Task brief: Count every line in the following entries where the word "this" appears. Give the count alone.

Stored items from a collection:
***

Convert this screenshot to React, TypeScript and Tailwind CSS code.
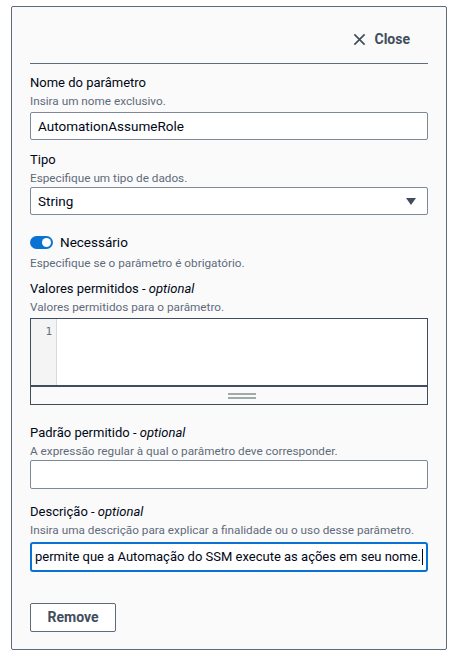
import React from "react";

const font = { fontFamily: "Roboto, 'Noto Sans', sans-serif" };

const Label = ({ text, optional }: { text: string; optional?: boolean }) => (
  <div className="text-[13px] leading-5 text-[#000716]">
    {text}
    {optional && (
      <>
        {" - "}
        <i>optional</i>
      </>
    )}
  </div>
);

const Hint = ({ text }: { text: string }) => (
  <div className="text-[11.75px] leading-4 text-[#5f6b7a]">{text}</div>
);

const App = () => {
  return (
    <div className="min-h-[657px] bg-white" style={font}>
      <div className="ml-[11px] mt-[6px] w-[436px] h-[644px] rounded-[2px] border border-[#5f6b7a] bg-[#fafafa] px-[18px]">
        {/* header */}
        <div className="flex justify-end pt-[22px] pr-[18px]">
          <button className="flex items-center gap-2 text-[14px] leading-5 font-bold text-[#414d5c]">
            <svg width="13" height="13" viewBox="0 0 14 14" fill="none">
              <path d="M1.5 1.5l11 11M12.5 1.5l-11 11" stroke="#414d5c" strokeWidth="1.8" />
            </svg>
            Close
          </button>
        </div>
        <div className="mt-[14px] border-t border-[#5f6b7a]" />

        {/* Nome */}
        <div className="mt-[9px]">
          <Label text="Nome do parâmetro" />
          <Hint text="Insira um nome exclusivo." />
          <div className="mt-[3px] h-[28px] rounded-[2px] border border-[#7d8998] bg-white px-[7px] flex items-center text-[13.5px] text-[#000716]">
            AutomationAssumeRole
          </div>
        </div>

        {/* Tipo */}
        <div className="mt-[10px]">
          <Label text="Tipo" />
          <Hint text="Especifique um tipo de dados." />
          <div className="mt-[1px] h-[28px] rounded-[2px] border border-[#7d8998] bg-white pl-[7px] pr-[11px] flex items-center justify-between text-[13.5px] text-[#000716]">
            <span>String</span>
            <svg width="10" height="7" viewBox="0 0 10 7">
              <path d="M0 0h10L5 7z" fill="#414d5c" />
            </svg>
          </div>
        </div>

        {/* Toggle */}
        <div className="mt-[17px] flex items-center gap-[7px]">
          <div className="relative w-[23px] h-[13px] rounded-full bg-[#0972d3]">
            <div className="absolute right-[2px] top-[2px] w-[9px] h-[9px] rounded-full bg-white" />
          </div>
          <span className="text-[13.5px] leading-5 text-[#000716]">Necessário</span>
        </div>
        <div className="mt-[3px]">
          <Hint text="Especifique se o parâmetro é obrigatório." />
        </div>

        {/* Valores permitidos */}
        <div className="mt-[8px]">
          <Label text="Valores permitidos" optional />
          <Hint text="Valores permitidos para o parâmetro." />
          <div className="mt-[3px] border border-[#414d5c] bg-white">
            <div className="flex h-[66px]">
              <div className="w-[26px] bg-[#f4f4f4] border-r border-[#d5dbdb] pt-[5px] pr-[4px] text-right text-[11px] leading-4 text-[#687078]" style={{ fontFamily: "'DejaVu Sans Mono', monospace" }}>
                1
              </div>
              <div className="flex-1" />
            </div>
            <div className="h-[19px] border-t-2 border-[#414d5c] bg-[#fafafa] pl-[26px] flex flex-col items-center justify-center gap-[2px]">
              <div className="w-[28px] h-[2px] bg-[#a0aaab]" />
              <div className="w-[28px] h-[2px] bg-[#a0aaab]" />
            </div>
          </div>
        </div>

        {/* Padrão */}
        <div className="mt-[18px]">
          <Label text="Padrão permitido" optional />
          <Hint text="A expressão regular à qual o parâmetro deve corresponder." />
          <div className="mt-[1px] h-[29px] rounded-[2px] border border-[#7d8998] bg-white" />
        </div>

        {/* Descrição */}
        <div className="mt-[13px]">
          <Label text="Descrição" optional />
          <Hint text="Insira uma descrição para explicar a finalidade ou o uso desse parâmetro." />
          <div className="mt-[4px] h-[30px] rounded-[3px] border-2 border-[#0972d3] bg-white pr-[3px] flex items-center justify-end overflow-hidden whitespace-nowrap text-[13px] text-[#000716]">
            <span>A função do IAM que permite que a Automação do SSM execute as ações em seu nome.</span>
            <span className="ml-[1px] w-px h-[16px] bg-[#000716] shrink-0" />
          </div>
        </div>

        {/* Remove */}
        <button className="mt-[31px] w-[86px] h-[29px] rounded-[2px] border border-[#5f6b7a] bg-white text-[14px] font-bold text-[#414d5c]">
          Remove
        </button>
      </div>
    </div>
  );
};

export default App;
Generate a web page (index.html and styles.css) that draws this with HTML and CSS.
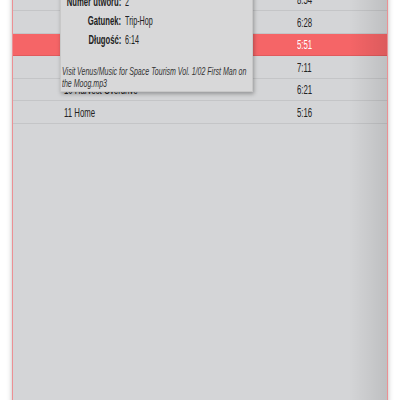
FILE: index.html
```html
<html>

<head>
    <meta charset="UTF-8" />
    <link rel="stylesheet" href="styles.css">
</head>

<body>
    <div id="app">
        <div id="lista">
            <div class="faixa"><span class="nome"><span class="sq">06 Lunar Tides</span></span><span class="tempo"><span class="sq">8:54</span></span></div>
            <div class="faixa"><span class="nome"><span class="sq">07 Orbit Lounge</span></span><span class="tempo"><span class="sq">6:28</span></span></div>
            <div class="faixa ativa"><span class="nome"><span class="sq">08 Zero Gravity</span></span><span class="tempo"><span class="sq">5:51</span></span></div>
            <div class="faixa"><span class="nome"><span class="sq">09 Space Walk</span></span><span class="tempo"><span class="sq">7:11</span></span></div>
            <div class="faixa"><span class="nome"><span class="sq">10 Harvest Overdrive</span></span><span class="tempo"><span class="sq">6:21</span></span></div>
            <div class="faixa"><span class="nome"><span class="sq">11 Home</span></span><span class="tempo"><span class="sq">5:16</span></span></div>
        </div>

        <div id="dica">
            <div class="linha"><span class="rot"><span class="sq">Numer utworu:</span></span><span class="val"><span class="sq">2</span></span></div>
            <div class="linha"><span class="rot"><span class="sq">Gatunek:</span></span><span class="val"><span class="sq">Trip-Hop</span></span></div>
            <div class="linha"><span class="rot"><span class="sq">Długość:</span></span><span class="val"><span class="sq">6:14</span></span></div>
            <div class="arquivo"><span class="sq">Visit Venus/Music for Space Tourism Vol. 1/02 First Man on<br>the Moog.mp3</span></div>
        </div>
    </div>
</body>

</html>
```

FILE: styles.css
```css
body {
    margin: 0;
    background-color: #fff;
    font-family: 'Liberation Sans', Arial, sans-serif;
    overflow: hidden;
}

#app {
    display: flow-root;
    position: relative;
    height: 400px;
}

.sq {
    display: inline-block;
    white-space: nowrap;
    transform: scaleX(0.65);
    transform-origin: 0 50%;
}

#lista {
    position: relative;
    margin: -11.5px 0 0 12px;
    width: 374px;
    height: 430px;
    background-color: #d4d5d7;
    border-left: 1px solid #ec9094;
    border-right: 1px solid #ec9094;
    box-shadow: 0 0 5px rgba(0, 0, 0, 0.28);
}

#lista::after {
    content: "";
    position: absolute;
    top: 0;
    right: 0;
    bottom: 0;
    width: 38px;
    background: linear-gradient(to right, rgba(0, 0, 0, 0), rgba(0, 0, 0, 0.1));
    pointer-events: none;
}

.faixa {
    display: flex;
    align-items: center;
    height: 22.5px;
    box-sizing: border-box;
    border-bottom: 1px solid #c4c5c7;
    padding: 2px 0 0 51px;
    font-size: 12px;
    color: #222;
}

.faixa.ativa {
    background-color: #f56567;
    border-bottom-color: #e15a5c;
    color: #fff;
}

.nome {
    flex: 1;
}

.tempo {
    width: 90px;
}

#dica {
    position: absolute;
    left: 60px;
    top: -8px;
    width: 193px;
    height: 100px;
    box-sizing: border-box;
    background-color: #d8d8d9;
    border: 1px solid #c8c8c8;
    border-top: none;
    box-shadow: 1px 2px 4px rgba(0, 0, 0, 0.3);
    font-size: 12px;
    color: #222;
}

.linha {
    display: flex;
    gap: 4px;
    height: 19px;
    align-items: center;
}

.rot {
    display: flex;
    justify-content: flex-end;
    width: 60px;
    font-weight: bold;
}

.rot .sq {
    flex-shrink: 0;
    transform: scaleX(0.64);
    transform-origin: 100% 50%;
}

.val .sq {
    transform: scaleX(0.6);
}

.arquivo {
    margin-top: 16px;
    padding-left: 1px;
    font-size: 10.5px;
    line-height: 12px;
    font-style: italic;
    color: #333;
}

.arquivo .sq {
    transform: scaleX(0.67);
}
```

***

The output: 2